## What the task requires
List all the lines in these records that hold "this".

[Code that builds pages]
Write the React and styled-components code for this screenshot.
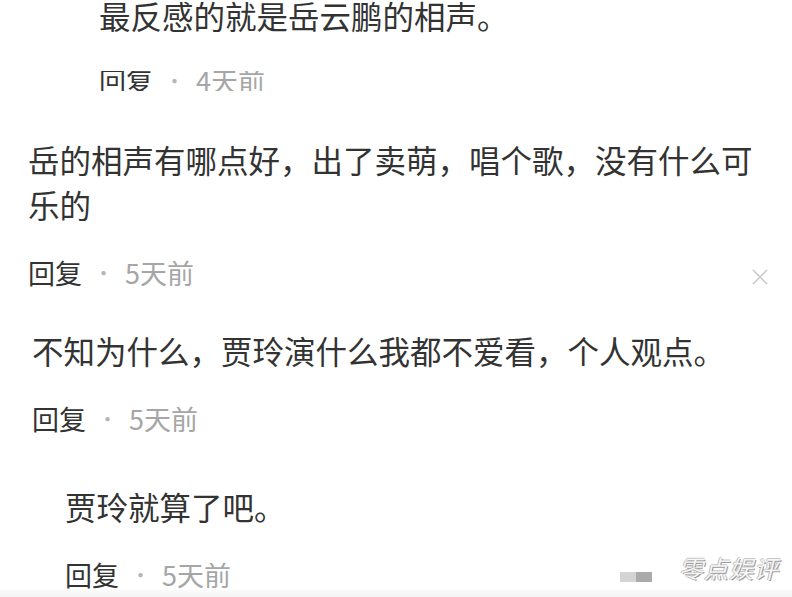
import React from "react";
import styled, { createGlobalStyle } from "styled-components";

const GlobalStyle = createGlobalStyle`
  html, body {
    margin: 0;
    padding: 0;
    background: #fff;
    overflow: hidden;
  }
  body {
    font-family: "Noto Sans CJK SC", "Noto Sans", sans-serif;
  }
`;

const Page = styled.div`
  position: relative;
  width: 792px;
  height: 597px;
  overflow: hidden;
  display: flex;
  flex-direction: column;
`;

const List = styled.div`
  display: flex;
  flex-direction: column;
`;

const Comment = styled.div`
  display: flex;
  flex-direction: column;
  padding-left: ${({ $indent }) => $indent}px;
  padding-right: 24px;
  margin-bottom: ${({ $after }) => $after || 0}px;
`;

const Body = styled.div`
  font-size: 31.5px;
  line-height: ${({ $tight }) => ($tight ? "31px" : "45px")};
  color: #333;
  max-width: 735px;
`;

const Actions = styled.div`
  display: flex;
  align-items: center;
  margin-top: ${({ $gap }) => $gap || 31}px;
  font-size: 27px;
  line-height: 30px;
  height: ${({ $clip }) => ($clip ? "20px" : "30px")};
  overflow: hidden;
`;

const Reply = styled.span`
  color: #333;
`;

const Dot = styled.span`
  display: inline-block;
  width: 43px;
  text-align: center;
  font-size: 20px;
  color: #b5b5b5;
`;

const Time = styled.span`
  color: #a6a6a6;
`;

const Close = styled.svg`
  margin-left: auto;
  margin-top: 8px;
  width: 16px;
  height: 16px;
  flex: none;
`;

const Footer = styled.div`
  flex: 1;
  background: linear-gradient(#fafafa, #f4f4f4);
`;

const Mark = styled.div`
  position: absolute;
  left: 620px;
  top: 554px;
  display: flex;
  align-items: center;
  gap: 27px;
`;

const Bars = styled.div`
  display: flex;
  margin-top: 18px;
`;

const Bar = styled.span`
  width: 16px;
  height: 10px;
  background: ${({ $c }) => $c};
`;

const MarkText = styled.span`
  font-size: 24px;
  line-height: 28px;
  font-style: italic;
  color: #f6f6f6;
  letter-spacing: 1px;
  text-shadow: 1px 1px 0 #999, -1px 0 0 #bbb, 0 -1px 0 #c8c8c8;
`;

const XIcon = () => (
  <Close viewBox="0 0 16 16">
    <path d="M1 1L15 15M15 1L1 15" stroke="#c9c9c9" strokeWidth="1.5" fill="none" />
  </Close>
);

const comments = [
  { indent: 99, text: "最反感的就是岳云鹏的相声。", time: "4天前", tight: true, gap: 40, clip: true, after: 46 },
  { indent: 28, text: "岳的相声有哪点好，出了卖萌，唱个歌，没有什么可乐的", time: "5天前", close: true, after: 40 },
  { indent: 32, text: "不知为什么，贾玲演什么我都不爱看，个人观点。", time: "5天前", after: 50 },
  { indent: 65, text: "贾玲就算了吧。", time: "5天前" },
];

const App = () => {
  return (
    <Page>
      <GlobalStyle />
      <List>
        {comments.map((c, i) => (
          <Comment key={i} $indent={c.indent} $after={c.after}>
            <Body $tight={c.tight}>{c.text}</Body>
            <Actions $clip={c.clip} $gap={c.gap}>
              <Reply>回复</Reply>
              <Dot>·</Dot>
              <Time>{c.time}</Time>
              {c.close && <XIcon />}
            </Actions>
          </Comment>
        ))}
      </List>
      <Footer />
      <Mark>
        <Bars>
          <Bar $c="#d4d4d4" />
          <Bar $c="#ababab" />
        </Bars>
        <MarkText>零点娱评</MarkText>
      </Mark>
    </Page>
  );
};

export default App;
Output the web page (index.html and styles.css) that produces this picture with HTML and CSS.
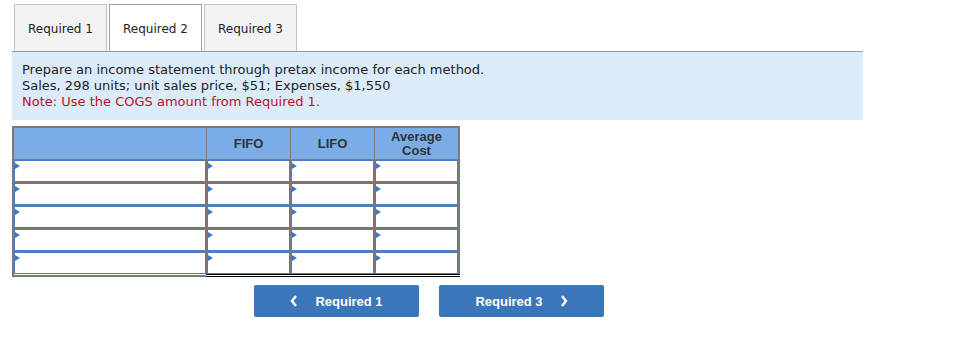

## Task response
Write the React and styled-components code for this screenshot.
Output the web page (index.html and styles.css) that produces this picture with HTML and CSS.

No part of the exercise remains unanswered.